Influence of finite temperature exchange-correlation effects in hydrogen

Abstract

We use density functional molecular dynamics (DFT-MD) to study the effect of finite temperature exchange-correlation (xc) in Hydrogen. Using the Kohn-Sham approach, the xc energy of the system, $E_{xc}(r_{s})$ is replaced by the xc free energy $f_{xc}(r_{s},\Theta)$ within the local density approximation (LDA) based on parametrized path integral Monte Carlo (PIMC) data for the uniform electron gas (UEG) at warm dense matter (WDM) conditions. We observe insignificant changes in the equation of state (EOS) at the region of metal-insulator transition compared to the regular LDA form, whereas significant changes are observed for T$>$10000 K, i.e., in the important WDM regime. Thus, our results further corroborate the need for temperature-dependent xc functionals for DFT simulations of WDM systems.
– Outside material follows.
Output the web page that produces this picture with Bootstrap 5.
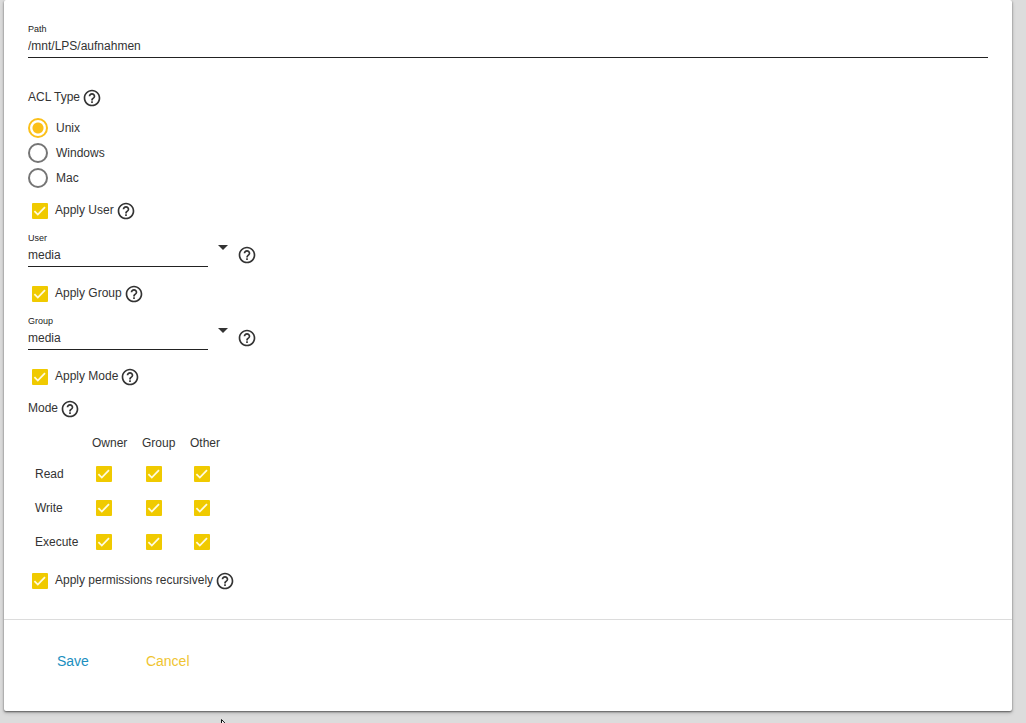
<!DOCTYPE html>
<html lang="en">
<head>
<meta charset="utf-8">
<meta name="viewport" content="width=device-width, initial-scale=1">
<title>Edit Permissions</title>
<link href="https://cdn.jsdelivr.net/npm/bootstrap@5.3.0/dist/css/bootstrap.min.css" rel="stylesheet">
<style>
  body { background: #dcdcdc; color: #333; font-family: "Liberation Sans", Arial, sans-serif; font-size: 12px; line-height: 18px; }
  .panel { margin: 0 14px 0 4px; border: 0; border-radius: 2px; color: #333; box-shadow: 0 1px 2px rgba(0,0,0,.55), 0 2px 4px rgba(0,0,0,.16); }
  .panel-main { padding: 23px 24px 28px; }
  .field-label { display: block; font-size: 9px; line-height: 12px; margin-bottom: 1px; color: #222; }
  .line-input { display: block; width: 100%; height: 22px; padding: 0 0 2px; border: 0; border-bottom: 1px solid #222; border-radius: 0; background: transparent; color: #333; outline: 0; }
  .combo { width: 180px; }
  .caret-btn { width: 10px; height: 5px; margin: 13px 0 0 10px; }
  .combo-row { margin: 11px 0 17px; }
  .combo-row .help { margin: 13px 0 0 9px; }
  .plain { border: 0; padding: 0; background: none; color: inherit; display: block; line-height: 0; }
  .help { width: 20px; height: 20px; margin-left: 2px; color: #333; }
  .opt-row { height: 20px; }
  .acl-row { margin: 30px 0 8px; }
  .acl-options { margin-bottom: 10px; }
  .radio-row { height: 25px; gap: 8px; }
  .radio-row label { line-height: 24px; }
  .radio-row .form-check-input { width: 20px; height: 20px; margin: 2px 0 0; border: 2px solid #757575; box-shadow: none; }
  .radio-row .form-check-input:checked { border-color: #fbc01a; background: radial-gradient(circle, #fbc01a 5px, #fff 6px); }
  .tick.form-check-input { display: block; flex: none; float: none; width: 16px; height: 16px; margin: 2px 7px 0 4px; border: 0; border-radius: 1px; box-shadow: none; }
  .tick.form-check-input:checked { background: #f0ca00 url("data:image/svg+xml,%3Csvg xmlns='http://www.w3.org/2000/svg' viewBox='0 0 24 24'%3E%3Cpath fill='none' stroke='%23fffbe0' stroke-width='2.7' d='M3.6 12.200 8.700 17.300 19.500 6.200'/%3E%3C/svg%3E") center / 16px 16px no-repeat; }
  .mode-row { margin: 12px 0 10px; }
  .perm-table { border-collapse: collapse; margin-bottom: 12px; }
  .perm-table th, .perm-table td { padding: 0; height: 34px; font-weight: 400; text-align: left; vertical-align: middle; }
  .perm-table thead th, .perm-table thead td { height: 28px; }
  .perm-table tbody th { padding-left: 7px; }
  .perm-table .tick { margin-top: 0; margin-bottom: 0; }
  .col-name { width: 64px; } .col-owner { width: 50px; } .col-group { width: 48px; } .col-other { width: 40px; }
  .panel-foot { border-top: 1px solid #dcdcdc; padding: 23px 37px 32px; gap: 25px; }
  .panel-foot .btn { height: 36px; padding: 0 16px; border: 0; font-size: 14px; line-height: 36px; }
  .save { color: #1c8fc0; } .cancel { color: #efc431; }
  .pointer { position: absolute; left: 217px; top: 100%; margin-top: 8px; }
</style>
</head>
<body>
<svg class="d-none">
  <symbol id="help" viewBox="0 0 24 24"><path fill="currentColor" d="M11 18h2v-2h-2v2zm1-16C6.480 2 2 6.480 2 12s4.480 10 10 10 10-4.480 10-10S17.520 2 12 2zm0 18c-4.410 0-8-3.590-8-8s3.590-8 8-8 8 3.590 8 8-3.590 8-8 8zm0-14c-2.210 0-4 1.790-4 4h2c0-1.100.9-2 2-2s2 .9 2 2c0 2-3 1.750-3 5h2c0-2.250 3-2.500 3-5 0-2.210-1.790-4-4-4z"/></symbol>
  <symbol id="caret" viewBox="0 0 10 5"><path fill="currentColor" d="M0 0h10L5 5z"/></symbol>
</svg>
<div class="overflow-hidden min-vh-100">
<form class="card panel">
  <div class="panel-main">
    <label class="field-label" for="path">Path</label>
    <input class="line-input" id="path" type="text" value="/mnt/LPS/aufnahmen">

    <div class="d-flex opt-row acl-row"><span id="acl">ACL Type</span><button type="button" class="plain help" aria-label="Help"><svg width="20" height="20"><use href="#help"/></svg></button></div>
    <div class="acl-options" role="radiogroup" aria-labelledby="acl">
      <div class="d-flex radio-row"><input class="form-check-input" type="radio" name="acl" id="unix" checked><label for="unix">Unix</label></div>
      <div class="d-flex radio-row"><input class="form-check-input" type="radio" name="acl" id="windows"><label for="windows">Windows</label></div>
      <div class="d-flex radio-row"><input class="form-check-input" type="radio" name="acl" id="mac"><label for="mac">Mac</label></div>
    </div>

    <div class="d-flex opt-row"><input class="form-check-input tick" type="checkbox" id="apply-user" checked><label for="apply-user">Apply User</label><button type="button" class="plain help" aria-label="Help"><svg width="20" height="20"><use href="#help"/></svg></button></div>
    <div class="d-flex combo-row">
      <div class="combo"><label class="field-label" for="user">User</label><input class="line-input" id="user" type="text" value="media"></div>
      <button type="button" class="plain caret-btn" aria-label="Show users"><svg class="d-block" width="10" height="5"><use href="#caret"/></svg></button>
      <button type="button" class="plain help" aria-label="Help"><svg width="20" height="20"><use href="#help"/></svg></button>
    </div>

    <div class="d-flex opt-row"><input class="form-check-input tick" type="checkbox" id="apply-group" checked><label for="apply-group">Apply Group</label><button type="button" class="plain help" aria-label="Help"><svg width="20" height="20"><use href="#help"/></svg></button></div>
    <div class="d-flex combo-row">
      <div class="combo"><label class="field-label" for="group">Group</label><input class="line-input" id="group" type="text" value="media"></div>
      <button type="button" class="plain caret-btn" aria-label="Show groups"><svg class="d-block" width="10" height="5"><use href="#caret"/></svg></button>
      <button type="button" class="plain help" aria-label="Help"><svg width="20" height="20"><use href="#help"/></svg></button>
    </div>

    <div class="d-flex opt-row"><input class="form-check-input tick" type="checkbox" id="apply-mode" checked><label for="apply-mode">Apply Mode</label><button type="button" class="plain help" aria-label="Help"><svg width="20" height="20"><use href="#help"/></svg></button></div>
    <div class="d-flex opt-row mode-row"><span>Mode</span><button type="button" class="plain help" aria-label="Help"><svg width="20" height="20"><use href="#help"/></svg></button></div>

    <table class="perm-table">
      <colgroup><col class="col-name"><col class="col-owner"><col class="col-group"><col class="col-other"></colgroup>
      <thead><tr><td></td><th scope="col">Owner</th><th scope="col">Group</th><th scope="col">Other</th></tr></thead>
      <tbody>
        <tr><th scope="row">Read</th><td><input class="form-check-input tick" type="checkbox" aria-label="Owner read" checked></td><td><input class="form-check-input tick" type="checkbox" aria-label="Group read" checked></td><td><input class="form-check-input tick" type="checkbox" aria-label="Other read" checked></td></tr>
        <tr><th scope="row">Write</th><td><input class="form-check-input tick" type="checkbox" aria-label="Owner write" checked></td><td><input class="form-check-input tick" type="checkbox" aria-label="Group write" checked></td><td><input class="form-check-input tick" type="checkbox" aria-label="Other write" checked></td></tr>
        <tr><th scope="row">Execute</th><td><input class="form-check-input tick" type="checkbox" aria-label="Owner execute" checked></td><td><input class="form-check-input tick" type="checkbox" aria-label="Group execute" checked></td><td><input class="form-check-input tick" type="checkbox" aria-label="Other execute" checked></td></tr>
      </tbody>
    </table>

    <div class="d-flex opt-row"><input class="form-check-input tick" type="checkbox" id="recursive" checked><label for="recursive">Apply permissions recursively</label><button type="button" class="plain help" aria-label="Help"><svg width="20" height="20"><use href="#help"/></svg></button></div>
  </div>
  <div class="d-flex panel-foot">
    <button type="button" class="btn save">Save</button>
    <button type="button" class="btn cancel">Cancel</button>
  </div>
  <svg class="pointer" width="12" height="19" viewBox="0 0 12 19" aria-hidden="true"><path fill="#fff" stroke="#111" d="M.5.5v15l3.500-3.500 2.500 6 2-1-2.500-5.500h5z"/></svg>
</form>
</div>
<script src="https://cdn.jsdelivr.net/npm/bootstrap@5.3.0/dist/js/bootstrap.bundle.min.js"></script>
</body>
</html>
Moreover, we present the first finite-temperature DFT results for the EOS of Hydrogen in the electron liquid regime up to $r_{s}=14$ and find a drastic impact (about $20\%$) of thermal xc effects, which manifests at lower temperatures compared to WDM. We expect our results to be important for many applications beyond DFT, like quantum hydrodynamics and astrophysical models.